Das Gelübde der Liebe. Ich hätte durchaus nichts dagegen einzuwenden, wenn einer, der sich von der Gnade dazu gedrängt dazu gedrängt fühlt, das Gelübde der Nächstenliebe ablegen würde. Damit würde er sich selbst zu größerer Wachsamkeit und größerem Eifer für diesen wesentlichen Punkt unserer Obliegenheiten verpflichten und wir alle würden die Liebe allumfassender und vollständiger erfüllen. Pater Rollin genießt in diesem Punkt einen guten Ruf. Er sagt manchmal zu mir über diesen oder jenen Novizen: „Es fehlt ihm vollständig an Liebe, er wird sicher nicht bleiben.“ – „Aber, P. Rollin, hat er denn nicht auch gute Qualitäten?“ – „Er wird nicht bleiben.“ Und P. Rollin behält immer recht.
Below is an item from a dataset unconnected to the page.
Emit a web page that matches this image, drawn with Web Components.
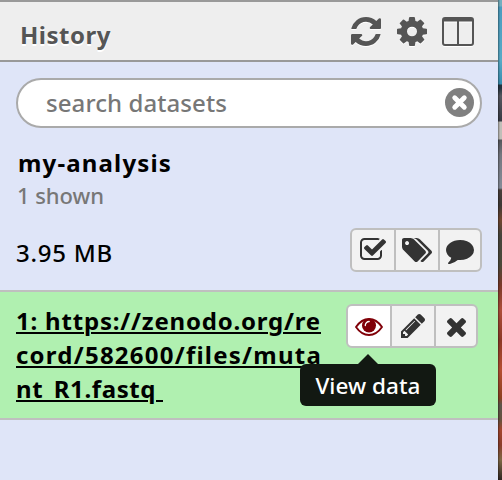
<!DOCTYPE html>
<html lang="en">
<head>
<meta charset="utf-8">
<title>History</title>
<style>
html,body{margin:0;height:100%;overflow:hidden}
body{font:500 24px/34px "Lucida Grande","Noto Sans","Open Sans",sans-serif;color:#000}
</style>
</head>
<body>
<history-app></history-app>
<script>
const ICONS = {
  refresh:['0 128 1536 1536','<path d="M1511 1056q0 5-1 7-64 268-268 434.5t-478 166.500q-146 0-282.500-55t-243.500-157l-129 129q-19 19-45 19t-45-19-19-45v-448q0-26 19-45t45-19h448q26 0 45 19t19 45-19 45l-137 137q71 66 161 102t187 36q134 0 250-65t186-179q11-17 53-117 8-23 30-23h192q13 0 22.500 9.500t9.500 22.500zm25-800v448q0 26-19 45t-45 19h-448q-26 0-45-19t-19-45 19-45l138-138q-148-137-349-137-134 0-250 65t-186 179q-11 17-53 117-8 23-30 23h-199q-13 0-22.500-9.500t-9.500-22.500v-7q65-268 270-434.500t480-166.500q146 0 284 55.500t245 156.500l130-129q19-19 45-19t45 19 19 45z"/>'],
  cog:['0 128 1536 1536','<path d="M1024 896q0-106-75-181t-181-75-181 75-75 181 75 181 181 75 181-75 75-181zm512-109v222q0 12-8 23t-20 13l-185 28q-19 54-39 91 35 50 107 138 10 12 10 25t-9 23q-27 37-99 108t-94 71q-12 0-26-9l-138-108q-44 23-91 38-16 136-29 186-7 28-36 28h-222q-14 0-24.500-8.500t-11.500-21.500l-28-184q-49-16-90-37l-141 107q-10 9-25 9-14 0-25-11-126-114-165-168-7-10-7-23 0-12 8-23 15-21 51-66.500t54-70.500q-27-50-41-99l-183-27q-13-2-21-12.500t-8-23.500v-222q0-12 8-23t19-13l186-28q14-46 39-92-40-57-107-138-10-12-10-24 0-10 9-23 26-36 98.500-107.500t94.500-71.500q13 0 26 10l138 107q44-23 91-38 16-136 29-186 7-28 36-28h222q14 0 24.500 8.500t11.500 21.500l28 184q49 16 90 37l142-107q9-9 24-9 13 0 25 10 129 119 165 170 7 8 7 22 0 12-8 23-15 21-51 66.500t-54 70.500q26 50 41 98l183 28q13 2 21 12.500t8 23.500z"/>'],
  columns:['0 0 32 29','<path fill-rule="evenodd" d="M3 0h26a3 3 0 0 1 3 3v23a3 3 0 0 1-3 3H3a3 3 0 0 1-3-3V3a3 3 0 0 1 3-3zM2 4.500V26a1 1 0 0 0 1 1h12V4.500zM17 4.500V27h12a1 1 0 0 0 1-1V4.500z"/>'],
  clear:['0 0 29 29','<circle cx="14.500" cy="14.500" r="14.500"/><path d="M9.700 9.700l9.600 9.600M19.300 9.700l-9.600 9.600" stroke="#fff" stroke-width="4.800" stroke-linecap="round"/>'],
  check:['0 128 1663 1408','<path d="M1408 930v318q0 119-84.500 203.500t-203.500 84.500h-832q-119 0-203.500-84.500t-84.500-203.500v-832q0-119 84.500-203.500t203.500-84.500h832q63 0 117 25 15 7 18 23 3 17-9 29l-49 49q-10 10-23 10-3 0-9-2-23-6-45-6h-832q-66 0-113 47t-47 113v832q0 66 47 113t113 47h832q66 0 113-47t47-113v-254q0-13 9-22l64-64q10-10 23-10 6 0 12 3 20 8 20 29zm231-489l-814 814q-24 24-57 24t-57-24l-430-430q-24-24-24-57t24-57l110-110q24-24 57-24t57 24l263 263 647-647q24-24 57-24t57 24l110 110q24 24 24 57t-24 57z"/>'],
  tags:['0 128 1899 1515','<path d="M448 448q0-53-37.500-90.500t-90.500-37.500-90.500 37.500-37.500 90.500 37.500 90.500 90.500 37.500 90.500-37.500 37.500-90.500zm1067 576q0 53-37 90l-491 492q-39 37-91 37-53 0-90-37l-715-716q-38-37-64.500-101t-26.500-117v-416q0-52 38-90t90-38h416q53 0 117 26.500t102 64.500l715 714q37 39 37 91zm384 0q0 53-37 90l-491 492q-39 37-91 37-36 0-59-14t-53-45l470-470q37-37 37-90 0-52-37-91l-715-714q-38-38-102-64.500t-117-26.500h224q53 0 117 26.500t102 64.500l715 714q37 39 37 91z"/>'],
  comment:['0 256 1792 1536','<path d="M1792 896q0 174-120 321.500t-326 233-450 85.500q-70 0-145-8-198 175-460 242-49 14-114 22-17 2-30.500-9t-17.500-29v-1q-3-4-.5-12t2-10 4.500-9.500l6-9 7-9 8-9q7-8 31-34.500t34.500-38 31-39.500 32.500-51 27-59 26-76q-157-89-247.500-220t-90.500-281q0-130 71-248.500t191-204.500 286-136.500 348-50.500q244 0 450 85.500t326 233 120 321.500z"/>'],
  pencil:['0 149 1515 1515','<path d="M363 1536l91-91-235-235-91 91v107h128v128h107zm523-928q0-22-22-22-10 0-17 7l-542 542q-7 7-7 17 0 22 22 22 10 0 17-7l542-542q7-7 7-17zm-54-192l416 416-832 832h-416v-416zm683 96q0 53-37 90l-166 166-416-416 166-165q36-38 90-38 53 0 91 38l235 234q37 39 37 91z"/>'],
  times:['110 366 1188 1188','<path d="M1298 1322q0 40-28 68l-136 136q-28 28-68 28t-68-28l-294-294-294 294q-28 28-68 28t-68-28l-136-136q-28-28-28-68t28-68l294-294-294-294q-28-28-28-68t28-68l136-136q28-28 68-28t68 28l294 294 294-294q28-28 68-28t68 28l136 136q28 28 28 68t-28 68l-294 294 294 294q28 28 28 68z"/>'],
  eye:['0 0 28 18','<path d="M1 9Q6.500 1 14 1T27 9Q21.500 17 14 17T1 9z" fill="none" stroke="currentColor" stroke-width="1.900" stroke-linejoin="round"/><circle cx="14" cy="7.500" r="7"/><path d="M10.300 7.500a3.900 3.900 0 0 1 3.900-4" fill="none" stroke="#fff" stroke-width="1.300" stroke-linecap="round"/>']
};
customElements.define('ui-icon', class extends HTMLElement {
  connectedCallback(){
    const [box, body] = ICONS[this.getAttribute('name')];
    const w = this.getAttribute('w'), h = this.getAttribute('h');
    this.attachShadow({mode:'open'}).innerHTML =
      `<style>:host{display:block;flex:none}svg{display:block;fill:currentColor;overflow:visible}</style>
       <svg width="${w}" height="${h}" viewBox="${box}" preserveAspectRatio="none">${body}</svg>`;
  }
});

/* One line of text, tracked so that its advance equals the "w" attribute. */
customElements.define('fit-text', class extends HTMLElement {
  connectedCallback(){
    this.attachShadow({mode:'open'}).innerHTML =
      '<style>:host{display:block;width:max-content;white-space:pre}span{display:inline-block;text-decoration:inherit}</style><span><slot></slot></span>';
    const span = this.shadowRoot.querySelector('span');
    const gap = (+this.getAttribute('w') - span.getBoundingClientRect().width) / this.textContent.length;
    this.style.letterSpacing = gap.toFixed(3) + 'px';
  }
});

const define = (name, html) => customElements.define(name, class extends HTMLElement {
  constructor(){ super(); this.attachShadow({mode:'open'}).innerHTML = html; }
});

define('panel-header', `<style>
:host{display:flex;box-sizing:border-box;height:62px;padding:0 24px 0 20px;border-top:2px solid #999;border-bottom:2px solid #999;background:#eee;color:#555;align-items:center;justify-content:space-between}
fit-text{font-weight:bold;padding-top:8px;text-shadow:0 2px 0 #fff}
nav{display:flex;gap:15.500px;padding-top:1px;filter:drop-shadow(0 1px 0 #fff)}
</style><fit-text w="91">History</fit-text>
<nav><ui-icon name="refresh" w="30" h="29"></ui-icon><ui-icon name="cog" w="30" h="29"></ui-icon><ui-icon name="columns" w="32" h="29"></ui-icon></nav>`);

define('search-box', `<style>
:host{display:flex;box-sizing:border-box;height:50px;margin:16px 16px 0;padding:0 6px 0 28px;border:2px solid #aaa;border-radius:25px;background:#fff;color:#777;align-items:center;justify-content:space-between}
ui-icon{color:#808080;margin-top:-2px}
</style><fit-text w="181">search datasets</fit-text><ui-icon name="clear" w="29" h="29"></ui-icon>`);

define('button-group', `<style>
:host{display:grid;grid-template-columns:42px 42px 40px;box-sizing:border-box;width:132px;height:44px;border:2px solid #bfbfbf;border-radius:6px;background:#bfbfbf;gap:2px;overflow:hidden;color:#333}
::slotted(button){margin:0;padding:0;border:0;display:flex;align-items:center;justify-content:center;background:#f2f2f2;color:inherit}
::slotted(button.active){background:#fff;color:#800008}
</style><slot></slot>`);

define('history-summary', `<style>
:host{display:block;padding:18px 16px 18px}
.name{font-weight:bold;margin-left:2px}
.shown{font-size:22px;line-height:30px;color:#777;margin-left:1px}
.row{display:flex;justify-content:space-between;align-items:center;margin-top:18px}
.row fit-text{padding-top:5px}
</style>
<fit-text class="name" w="154">my-analysis</fit-text>
<fit-text class="shown" w="87">1 shown</fit-text>
<div class="row"><fit-text w="97">3.95 MB</fit-text>
<button-group><button><ui-icon name="check" w="26" h="22" style="margin-top:-2px"></ui-icon></button><button><ui-icon name="tags" w="30" h="24"></ui-icon></button><button><ui-icon name="comment" w="28" h="24" style="margin-top:3px"></ui-icon></button></button-group></div>`);

define('tool-tip', `<style>
:host{position:absolute;left:-46px;top:50px;width:136px;height:52px}
i{display:block;width:20px;height:10px;margin-left:58px;background:#121812;clip-path:polygon(50% 0,100% 100%,0 100%)}
div{height:42px;border-radius:6px;background:#121812;color:#fff;display:flex;justify-content:center;align-items:center}
fit-text{font-size:22.500px;padding-top:2px}
</style><i></i><div><fit-text w="105">View data</fit-text></div>`);

define('dataset-item', `<style>
:host{display:flex;box-sizing:border-box;height:130px;padding:12px 20px 0 16px;justify-content:space-between;align-items:flex-start;background:#b0f0b0;border-top:2px solid #bfbfbf;border-bottom:2px solid #bfbfbf}
.title{font-weight:bold}
.title fit-text{text-decoration:underline;text-decoration-thickness:2px;text-underline-offset:2px}
.actions{position:relative}
</style>
<div class="title"><fit-text w="305">1: https://zenodo.org/re</fit-text><fit-text w="306">cord/582600/files/muta</fit-text><fit-text w="147">nt_R1.fastq </fit-text></div>
<div class="actions"><button-group><button class="active"><ui-icon name="eye" w="28" h="18" style="margin-top:2px"></ui-icon></button><button><ui-icon name="pencil" w="24" h="24"></ui-icon></button><button><ui-icon name="times" w="19" h="19" style="margin-top:2px"></ui-icon></button></button-group>
<tool-tip></tool-tip></div>`);

define('history-app', `<style>
:host{display:grid;grid-template-columns:498px 4px;height:480px;overflow:hidden}
main{background:#dfe5f8;min-width:0}
aside{background:linear-gradient(90deg,#0006,#0000 2px),linear-gradient(#73aebf 0 6px,#4b9cbf 7px,#58aac6 60px,#388daf 84px,#22333f 85px 88px,#55575f 96px,#383a43 121px,#c0beb8 122px 139px,#55565b 140px,#75777f 155px,#858c98 188px,#493f3a 190px,#3e3835 205px,#70462f 220px,#46443c 235px,#4b4839 265px,#7a3828 285px,#ad4d38 310px,#8c3826 340px,#b54e31 370px,#8c4020 398px,#5b554b 405px,#67513e 420px,#a4452d 430px,#8b3d2b 445px,#7e6845 460px,#302622 480px)}
</style><main><panel-header></panel-header><search-box></search-box><history-summary></history-summary><dataset-item></dataset-item></main><aside></aside>`);
</script>
</body>
</html>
Ich meine damit nicht zufällige Verstöße. Man darf auch nicht übertreiben. Aber ich behaupte, dass ein Novize, der gewohnheitsmäßig gegen die Liebe verstößt, große Mühe hat, seinen Beruf zu bewahren. Das ist eine der wesentlichen Voraussetzungen für den Bestand der Oblatengemeinschaft. Erleben wir von Gott in inständigem Gebet die Gabe dieser heiligen und durch nichts zu ersetzenden Tugend der Nächstenliebe.